A Sinatra bossa nova album raised immediate concerns among
the bossa crowd. The singer was used to sing show tunes backed
by a big, loud band – many feared that the Italian-American
singer would somehow bastardize the genre by doing the songs in
his own manner, as Brazilian journalist Ruy Castro wrote in
Bossa Nova: The Story of the Brazilian Music That Seduced the
World.
Sinatra, however, had done his homework. He recruited German
producer Claus Ogerman, who had already worked with Jobim, to
write
the arrangements - he was adamant about making a real bossa nova
album, having listened to recordings by Sylvia Telles and other
singers; also brought in for the recording sessions was
drummer
Dom Um Romao, who was at the time playing in Chicago with Astrud
Gilberto’s (right)band (she had since divorced Joao Gilberto,
after a brief affair with Stan Getz)(left). The liners describe
a moment in the sessions in which the trombonist played a note a
bit too loud:
"You feel for anybody who will blow it on the next take. It
begins. About a minute and a half in, the trombonist braaacks a
note. Braaack. That obvious. He can’t look at some other
trombonist; he’s the only trombonist (…). Sinatra looks over.
"Don’t sweat it," he says. The trombonist tries a joke back: "If
I blow any softer, it’ll hafta come out the back of my neck."

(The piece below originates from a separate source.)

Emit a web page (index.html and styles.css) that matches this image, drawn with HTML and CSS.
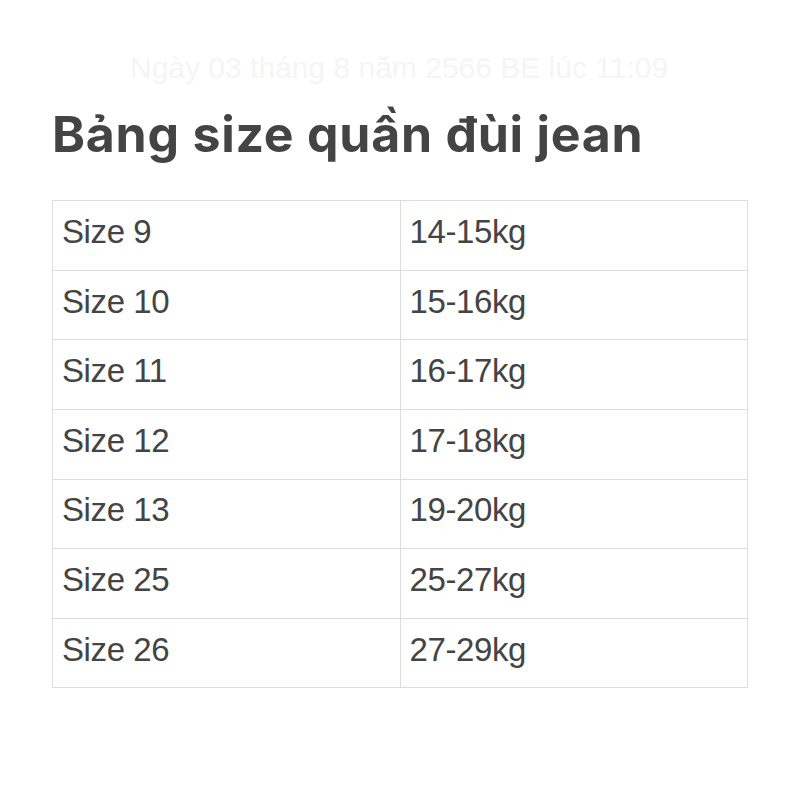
FILE: index.html
```html
<!DOCTYPE html>
<html lang="vi">
<head>
<meta charset="utf-8">
<link rel="stylesheet" href="styles.css">
</head>
<body>
<div class="page">
  <div class="stamp">Ngày 03 tháng 8 năm 2566 BE lúc 11:09</div>
  <h1 class="title">Bảng size quần đùi jean</h1>
  <table class="sizes">
    <tr><td>Size 9</td><td>14-15kg</td></tr>
    <tr><td>Size 10</td><td>15-16kg</td></tr>
    <tr><td>Size 11</td><td>16-17kg</td></tr>
    <tr><td>Size 12</td><td>17-18kg</td></tr>
    <tr><td>Size 13</td><td>19-20kg</td></tr>
    <tr><td>Size 25</td><td>25-27kg</td></tr>
    <tr><td>Size 26</td><td>27-29kg</td></tr>
  </table>
</div>
</body>
</html>
```

FILE: styles.css
```css
html, body {
  margin: 0;
  padding: 0;
  background: #ffffff;
}
.page {
  width: 800px;
  height: 800px;
  overflow: hidden;
  padding: 52.6px 52px 0 52px;
  box-sizing: border-box;
  font-family: "Liberation Sans", Arial, sans-serif;
  color: #444444;
}
.stamp {
  height: 31.4px;
  padding-left: 78px;
  font-size: 30px;
  line-height: 30px;
  color: #f5f5f5;
  white-space: nowrap;
}
.title {
  margin: 19.8px 0 0 0;
  font-family: "Inter", "Liberation Sans", sans-serif;
  font-size: 50px;
  line-height: 60px;
  font-weight: 700;
  letter-spacing: 0.75px;
  color: #444444;
}
.sizes {
  margin-top: 36.5px;
  width: 696px;
  border-collapse: collapse;
  table-layout: fixed;
}
.sizes td {
  border: 1px solid #dcdcdc;
  height: 69.6px;
  padding: 0 0 7px 9px;
  box-sizing: border-box;
  font-size: 33px;
  letter-spacing: -0.4px;
  color: #444444;
  vertical-align: middle;
}
```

In addition to English-language versions of songs by Jobim,
Sinatra also selected a couple of American standards adapted to
bossa arrangements so critics wouldn’t call the album "Sinatra’s
Latin Disc". The songs were Cole Porter’s "I Concentrate on
You", "Baubles, Bangles and Beads Irving Berlin’s "Change
Partners", a tune made famous by Fred Astaire. Some of those
songs had already been recorded by Brazilian artists, so it was
not a difficult transition.
The final result is quite positive: Sinatra sounds as subdued
as he’d ever been, and in the few moments that he shares vocals
with Jobim (on "The Girl from Ipanema" and "How Insensitive"),
they sound as if they had been doing it for a while.
It should be noted that this record was recorded over three
days during the winter of 1967 – most songs were recorded during
a single take, and the final result was so positive that three
years later Sinatra and Jobim reunited for yet another session,
the lesser-known Sinatra & Company, which was produced by
Eumir Deodato and Don Costa, and included several more bossa
songs with some American pop songs.
Hearing the disc forty years later, one concludes that the
music recorded over those sessions have stood the test of time;
it is one of Sinatra’s most enjoyable discs, and is also a
testament to the genius of Antonio Carlos Jobim.